It’s a New Day, and Brazil Wants a New Deal

November 01, 2002

Mark Weisbrot
Los Angeles Times, November 1, 2002

Last Sunday’s election in Brazil should send a message to Washington’s economists and policymakers that their prescriptions for economic progress are no longer viable. But these people are slow learners.

The conventional wisdom among economists is that Brazil faces a grave danger: that the Workers’ Party government of the victorious Luiz Inacio Lula da Silva might deviate from the orthodox economic policies of the past, causing a financial and economic disaster.

Most of the financial news reporting in the near future will center on whether Lula can gain the trust of the financial markets by convincing them that he will continue the economic policies of his predecessor.

But this stands the world on its head. It is the current set of economic policies that have directly caused Brazil’s current problems.

Over the last eight years of the administration of Fernando Henrique Cardoso, Brazil’s public debt swelled from 29% to more than 62% of gross domestic product. This is mostly because of very high interest rates: The average after-inflation rate of interest on the public debt has been more than 16% annually. This rate of debt accumulation is not sustainable; either interest rates will have to come down or the government will have to renegotiate its debt.

But the economists of the International Monetary Fund, who came through in September with a $30-billion loan package, have not offered assistance for either strategy. Instead, they have used this loan to try to lock Brazil into the same high-interest-rate, budget-austerity, low-growth policies of the past. The short-term rate set by Brazil’s Central Bank is 21%, one of the highest in the world.

Imagine if our own Federal Reserve set interest rates that high instead of the current 1.75%; nobody would be able to afford a home mortgage loan.

Brazil used to have one of the fastest-growing economies in the world: From 1960 to 1980, its income per person grew by 141%. Since 1980 it has hardly grown at all. Over the last eight years, income per person has grown about a modest 1.3% annually, and the economy has accumulated a high level of foreign debt in addition to the public debt buildup. The $100 billion in privatizations over the last eight years have not seemed to help Brazil with its debt or with economic growth.

What is true for the Brazilian economy also is true for the Latin American region as a whole.

It is one thing for a regional economy to undergo a cyclical downturn; it is quite rare, in modern economic history, for the average person to be no better off — and, given changes in Latin America’s distribution of income and wealth, probably worse off — than he was two decades earlier.

One would think that a prolonged economic failure of this magnitude might cause its architects to reconsider their policy prescriptions.

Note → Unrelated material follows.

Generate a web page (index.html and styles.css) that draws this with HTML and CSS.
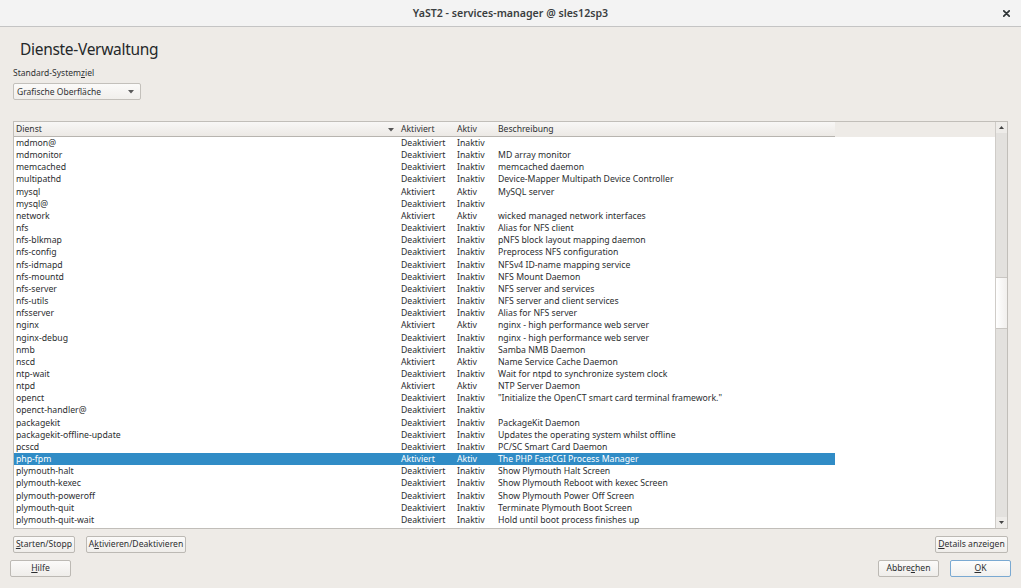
FILE: index.html
```html
<!DOCTYPE html>
<html lang="de">
<head>
<meta charset="utf-8">
<title>YaST2 - services-manager @ sles12sp3</title>
<link rel="stylesheet" href="styles.css">
</head>
<body>
<div class="window">
  <header class="titlebar">
    <span></span>
    <span class="title">YaST2 - services-manager @ sles12sp3</span>
    <span class="close"><svg width="7" height="7" viewBox="0 0 7 7"><path d="M0.8 0.8 L6.2 6.2 M6.2 0.8 L0.8 6.2" stroke="#2e3436" stroke-width="1.7" stroke-linecap="round"/></svg></span>
  </header>

  <main class="content">
    <h1 class="heading">Dienste-Verwaltung</h1>
    <div class="label">Standard-System<u>z</u>iel</div>
    <div class="combo">
      <span>Grafische Oberfläche</span>
      <svg class="combo-arrow" width="6" height="4" viewBox="0 0 6 4"><path d="M0 0 H6 L3 3.5 Z" fill="#5a5a5a"/></svg>
    </div>

    <div class="table">
      <div class="table-main">
        <div class="thead">
          <div class="hrow">
            <div class="hcell first"><span>Dienst</span><svg class="sort" width="6" height="4" viewBox="0 0 6 4"><path d="M0 0 H6 L3 3.5 Z" fill="#555"/></svg></div>
            <div class="hcell">Aktiviert</div>
            <div class="hcell">Aktiv</div>
            <div class="hcell">Beschreibung</div>
          </div>
        </div>
        <div class="tbody">
          <div class="row"><div class="cell">mdmon@</div><div class="cell">Deaktiviert</div><div class="cell">Inaktiv</div><div class="cell"></div></div>
          <div class="row"><div class="cell">mdmonitor</div><div class="cell">Deaktiviert</div><div class="cell">Inaktiv</div><div class="cell">MD array monitor</div></div>
          <div class="row"><div class="cell">memcached</div><div class="cell">Deaktiviert</div><div class="cell">Inaktiv</div><div class="cell">memcached daemon</div></div>
          <div class="row"><div class="cell">multipathd</div><div class="cell">Deaktiviert</div><div class="cell">Inaktiv</div><div class="cell">Device-Mapper Multipath Device Controller</div></div>
          <div class="row"><div class="cell">mysql</div><div class="cell">Aktiviert</div><div class="cell">Aktiv</div><div class="cell">MySQL server</div></div>
          <div class="row"><div class="cell">mysql@</div><div class="cell">Deaktiviert</div><div class="cell">Inaktiv</div><div class="cell"></div></div>
          <div class="row"><div class="cell">network</div><div class="cell">Aktiviert</div><div class="cell">Aktiv</div><div class="cell">wicked managed network interfaces</div></div>
          <div class="row"><div class="cell">nfs</div><div class="cell">Deaktiviert</div><div class="cell">Inaktiv</div><div class="cell">Alias for NFS client</div></div>
          <div class="row"><div class="cell">nfs-blkmap</div><div class="cell">Deaktiviert</div><div class="cell">Inaktiv</div><div class="cell">pNFS block layout mapping daemon</div></div>
          <div class="row"><div class="cell">nfs-config</div><div class="cell">Deaktiviert</div><div class="cell">Inaktiv</div><div class="cell">Preprocess NFS configuration</div></div>
          <div class="row"><div class="cell">nfs-idmapd</div><div class="cell">Deaktiviert</div><div class="cell">Inaktiv</div><div class="cell">NFSv4 ID-name mapping service</div></div>
          <div class="row"><div class="cell">nfs-mountd</div><div class="cell">Deaktiviert</div><div class="cell">Inaktiv</div><div class="cell">NFS Mount Daemon</div></div>
          <div class="row"><div class="cell">nfs-server</div><div class="cell">Deaktiviert</div><div class="cell">Inaktiv</div><div class="cell">NFS server and services</div></div>
          <div class="row"><div class="cell">nfs-utils</div><div class="cell">Deaktiviert</div><div class="cell">Inaktiv</div><div class="cell">NFS server and client services</div></div>
          <div class="row"><div class="cell">nfsserver</div><div class="cell">Deaktiviert</div><div class="cell">Inaktiv</div><div class="cell">Alias for NFS server</div></div>
          <div class="row"><div class="cell">nginx</div><div class="cell">Aktiviert</div><div class="cell">Aktiv</div><div class="cell">nginx - high performance web server</div></div>
          <div class="row"><div class="cell">nginx-debug</div><div class="cell">Deaktiviert</div><div class="cell">Inaktiv</div><div class="cell">nginx - high performance web server</div></div>
          <div class="row"><div class="cell">nmb</div><div class="cell">Deaktiviert</div><div class="cell">Inaktiv</div><div class="cell">Samba NMB Daemon</div></div>
          <div class="row"><div class="cell">nscd</div><div class="cell">Aktiviert</div><div class="cell">Aktiv</div><div class="cell">Name Service Cache Daemon</div></div>
          <div class="row"><div class="cell">ntp-wait</div><div class="cell">Deaktiviert</div><div class="cell">Inaktiv</div><div class="cell">Wait for ntpd to synchronize system clock</div></div>
          <div class="row"><div class="cell">ntpd</div><div class="cell">Aktiviert</div><div class="cell">Aktiv</div><div class="cell">NTP Server Daemon</div></div>
          <div class="row"><div class="cell">openct</div><div class="cell">Deaktiviert</div><div class="cell">Inaktiv</div><div class="cell">"Initialize the OpenCT smart card terminal framework."</div></div>
          <div class="row"><div class="cell">openct-handler@</div><div class="cell">Deaktiviert</div><div class="cell">Inaktiv</div><div class="cell"></div></div>
          <div class="row"><div class="cell">packagekit</div><div class="cell">Deaktiviert</div><div class="cell">Inaktiv</div><div class="cell">PackageKit Daemon</div></div>
          <div class="row"><div class="cell">packagekit-offline-update</div><div class="cell">Deaktiviert</div><div class="cell">Inaktiv</div><div class="cell">Updates the operating system whilst offline</div></div>
          <div class="row"><div class="cell">pcscd</div><div class="cell">Deaktiviert</div><div class="cell">Inaktiv</div><div class="cell">PC/SC Smart Card Daemon</div></div>
          <div class="row selected"><div class="cell">php-fpm</div><div class="cell">Aktiviert</div><div class="cell">Aktiv</div><div class="cell">The PHP FastCGI Process Manager</div></div>
          <div class="row"><div class="cell">plymouth-halt</div><div class="cell">Deaktiviert</div><div class="cell">Inaktiv</div><div class="cell">Show Plymouth Halt Screen</div></div>
          <div class="row"><div class="cell">plymouth-kexec</div><div class="cell">Deaktiviert</div><div class="cell">Inaktiv</div><div class="cell">Show Plymouth Reboot with kexec Screen</div></div>
          <div class="row"><div class="cell">plymouth-poweroff</div><div class="cell">Deaktiviert</div><div class="cell">Inaktiv</div><div class="cell">Show Plymouth Power Off Screen</div></div>
          <div class="row"><div class="cell">plymouth-quit</div><div class="cell">Deaktiviert</div><div class="cell">Inaktiv</div><div class="cell">Terminate Plymouth Boot Screen</div></div>
          <div class="row"><div class="cell">plymouth-quit-wait</div><div class="cell">Deaktiviert</div><div class="cell">Inaktiv</div><div class="cell">Hold until boot process finishes up</div></div>
          <div class="row"><div class="cell">plymouth-read-write</div><div class="cell">Deaktiviert</div><div class="cell">Inaktiv</div><div class="cell">Tell Plymouth To Write Out Runtime Data</div></div>
        </div>
      </div>
      <div class="vscroll">
        <div class="sbtn"><svg width="5" height="3" viewBox="0 0 5 3"><path d="M0 3 H5 L2.5 0 Z" fill="#444"/></svg></div>
        <div class="track"><div class="thumb"></div></div>
        <div class="sbtn"><svg width="5" height="3" viewBox="0 0 5 3"><path d="M0 0 H5 L2.5 3 Z" fill="#444"/></svg></div>
      </div>
    </div>

    <div class="actions">
      <div class="left-actions">
        <button class="btn w-start"><u>S</u>tarten/Stopp</button>
        <button class="btn w-act">A<u>k</u>tivieren/Deaktivieren</button>
      </div>
      <button class="btn w-details"><u>D</u>etails anzeigen</button>
    </div>
  </main>

  <footer class="footer">
    <button class="btn w-std"><u>H</u>ilfe</button>
    <div class="footer-right">
      <button class="btn w-std">Abbre<u>c</u>hen</button>
      <button class="btn w-std ok"><u>O</u>K</button>
    </div>
  </footer>
</div>
</body>
</html>
```

FILE: styles.css
```css
* { box-sizing: border-box; }

html, body {
  margin: 0;
  padding: 0;
}

body {
  width: 1021px;
  height: 588px;
  overflow: hidden;
  background: #eeebe7;
  font-family: "Noto Sans", "DejaVu Sans", sans-serif;
  color: #2f3133;
}

.window {
  width: 1021px;
  height: 588px;
  display: flex;
  flex-direction: column;
}

/* Title bar */
.titlebar {
  height: 27px;
  background: #f3f3f3;
  border-bottom: 1px solid #c4c4c4;
  display: grid;
  grid-template-columns: 1fr auto 1fr;
  align-items: center;
}

.title {
  font-size: 10.6px;
  font-weight: 600;
  color: #3a3e40;
  line-height: 26px;
}

.close {
  justify-self: end;
  margin-right: 11px;
  display: flex;
  align-items: center;
}

/* Content */
.content {
  padding: 0 13px;
  display: flex;
  flex-direction: column;
}

.heading {
  margin: 12px 0 0 7px;
  font-size: 15.5px;
  font-weight: 400;
  line-height: 20px;
  letter-spacing: -0.3px;
  color: #25282a;
}

.label {
  margin-top: 8px;
  font-size: 8.5px;
  line-height: 12px;
}

u { text-decoration: underline; text-underline-offset: 1px; }

.combo {
  margin-top: 4px;
  width: 128px;
  height: 17px;
  border: 1px solid #c3c0bb;
  border-radius: 2px;
  background: linear-gradient(#fbfaf9, #f1efec);
  display: flex;
  align-items: center;
  justify-content: space-between;
  padding: 0 6px 0 3px;
  font-size: 8.5px;
}

/* Table */
.table {
  margin-top: 21px;
  height: 408px;
  border: 1px solid #c1beb9;
  background: #ffffff;
  display: flex;
}

.table-main {
  flex: 1;
  overflow: hidden;
  display: flex;
  flex-direction: column;
}

.thead {
  height: 15px;
  background: #eeebe7;
  flex: none;
}

.hrow {
  width: 821px;
  height: 15px;
  display: grid;
  grid-template-columns: 384px 56px 41px 340px;
  background: linear-gradient(#f8f7f6, #ece9e5);
  border-bottom: 1px solid #b7b4af;
  font-size: 8.6px;
  line-height: 15px;
}

.hcell {
  padding-left: 3px;
  white-space: nowrap;
}

.hcell.first {
  padding-left: 2px;
  padding-right: 4px;
  display: flex;
  justify-content: space-between;
  align-items: center;
}

.tbody {
  flex: 1;
  overflow: hidden;
}

.row {
  width: 821px;
  height: 12.16px;
  display: grid;
  grid-template-columns: 384px 56px 41px 340px;
  font-size: 8.7px;
  line-height: 12.16px;
  color: #2c2e30;
}

.cell {
  padding-left: 3px;
  white-space: nowrap;
  overflow: hidden;
}

.row .cell:first-child { padding-left: 2px; }

.row.selected {
  background: #308cc6;
  color: #ffffff;
}

/* Scrollbar */
.vscroll {
  width: 12px;
  border-left: 1px solid #cfccc8;
  background: #e3e1de;
  display: flex;
  flex-direction: column;
}

.sbtn {
  height: 11px;
  flex: none;
  display: flex;
  align-items: center;
  justify-content: center;
  background: #eeece9;
}

.track {
  flex: 1;
  padding-top: 144px;
}

.thumb {
  height: 52px;
  background: linear-gradient(90deg, #ffffff, #f1efed);
  border-top: 1px solid #c9c6c2;
  border-bottom: 1px solid #c9c6c2;
}

/* Buttons */
.actions {
  margin-top: 7px;
  display: flex;
  justify-content: space-between;
}

.left-actions {
  display: flex;
  gap: 11px;
}

.btn {
  height: 17px;
  padding: 0;
  border: 1px solid #bcb9b4;
  border-radius: 2px;
  background: linear-gradient(#fbfaf9, #efedea);
  font-family: "Noto Sans", "DejaVu Sans", sans-serif;
  font-size: 8.6px;
  line-height: 15px;
  color: #2c2e30;
  white-space: nowrap;
}

.w-start { width: 62px; }
.w-act { width: 100px; }
.w-details { width: 73px; }
.w-std { width: 61px; }

.btn.ok {
  border-color: #7aa9d2;
  background: linear-gradient(#fdfdfd, #f1f0ee);
}

.footer {
  margin-top: 7px;
  padding: 0 10px;
  display: flex;
  justify-content: space-between;
}

.footer-right {
  display: flex;
  gap: 11px;
}
```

There could be a healthy debate about what has gone wrong and what policies need to be changed. Yet there has been very little of that within the IMF, which is the leader among policymaking institutions, or within the economics profession.

Rather, the great fear among economists, echoed on Wall Street and in most of the media, is that Brazil and Latin America will abandon the “free-market” policies adopted over the last 20 years, including the proposed Free Trade Area of the Americas.

In 1932, during the Great Depression, the American electorate overrode the business community and the economics profession by choosing Franklin D. Roosevelt as president. The Brazilians now have demanded a New Deal for their own country of 175 million people. Other countries are likely to follow.

The IMF and the U.S. government should step back and not interfere rather than try to defend the economic orthodoxy that has put Brazil into its two-decade-long slump.